The overview component is presented as the “why” motivating the toolkit’s “risk-informed” perspective. It presents three “decision pillars”: organizational readiness, technical fitness, and total cost of adoption, which organizations are advised to consider before adopting AI interpreting solutions. 

These pillars then form the basis for the more detailed framework presented in the practical component of the toolkit.

A section covering “foundational considerations for AI implementation” establishes the context for the practical guide that follows. It urges organizations to consider both the opportunities and potential risks when adopting AI tools, highlighting issues such as biased training data, which may result in asymmetrical translation quality, likely performing worse in low-resource languages. 

These risks should then prompt organizations to perform internal pilot testing, making sure that tools not only offer the needed language pairs, but can also perform adequately for an organization’s specific needs in “real-world conditions.”

Interestingly, the changing legal landscape for language access in the United States is also highlighted. Taking a long-term perspective, the document points out that underlying state and federal laws remain codified despite fluctuating enforcement and funding. 

The contextual overview also advises organizations to consider “current budget pressures and the potential costs of rebuilding services when priorities shift again” and to collaborate across internal departments for input on adoption and long-term management of tools.

Five Practical Checklists

The second major component of Part A of the toolkit offers a practical, in-depth guide in the form of five checklists designed to help organizations systematically evaluate AI interpreting solutions. 
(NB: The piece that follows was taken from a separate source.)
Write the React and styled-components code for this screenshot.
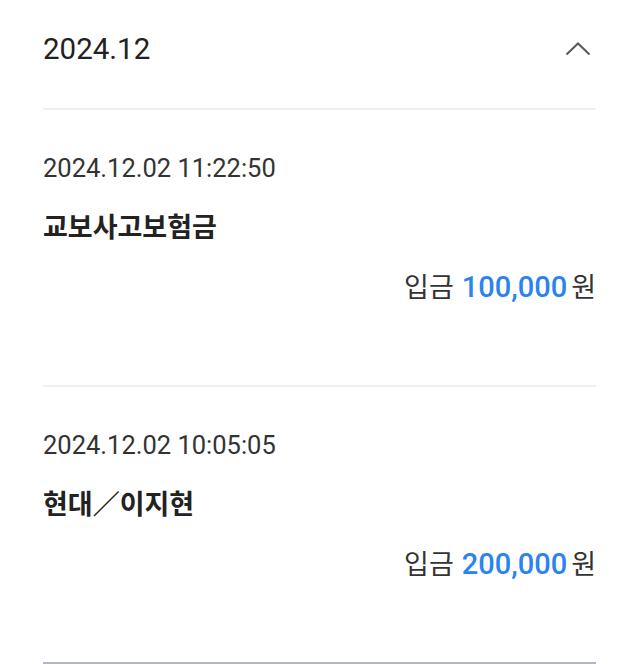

The checklists address the full adoption process from internally evaluating an organization’s readiness for AI adoption to preparing appropriate requests for proposals (RFPs) that include requests for AI interpreting.

These instruments fall broadly into two formats. The first one employs a binary system where the user marks each listed criterion as “ready” or “not ready,” then tallies the totals to aid in decision making, while the second format relies more on qualitative examples and guidance.

For example, a “risk factor evaluation matrix” informs the evaluation in checklist three. It provides examples of risk factors organized by severity to help organizations classify the use of AI interpreting in a particular use case on a five-point scale from “no risk” to “high risk.” 

Notably, the toolkit does not specifically define a “low risk” versus “high risk” scenario, nor what an organization should identify as “low complexity” versus “high complexity” communications.

The overview section expressly addresses this choice, saying, “this Toolkit is designed to enable your organization to assess the risks of early adoption based on your institutional context.”

At the time of writing, parts B and C of the toolkit, covering “technical specifications” and “legalities and practical considerations” have not yet been released.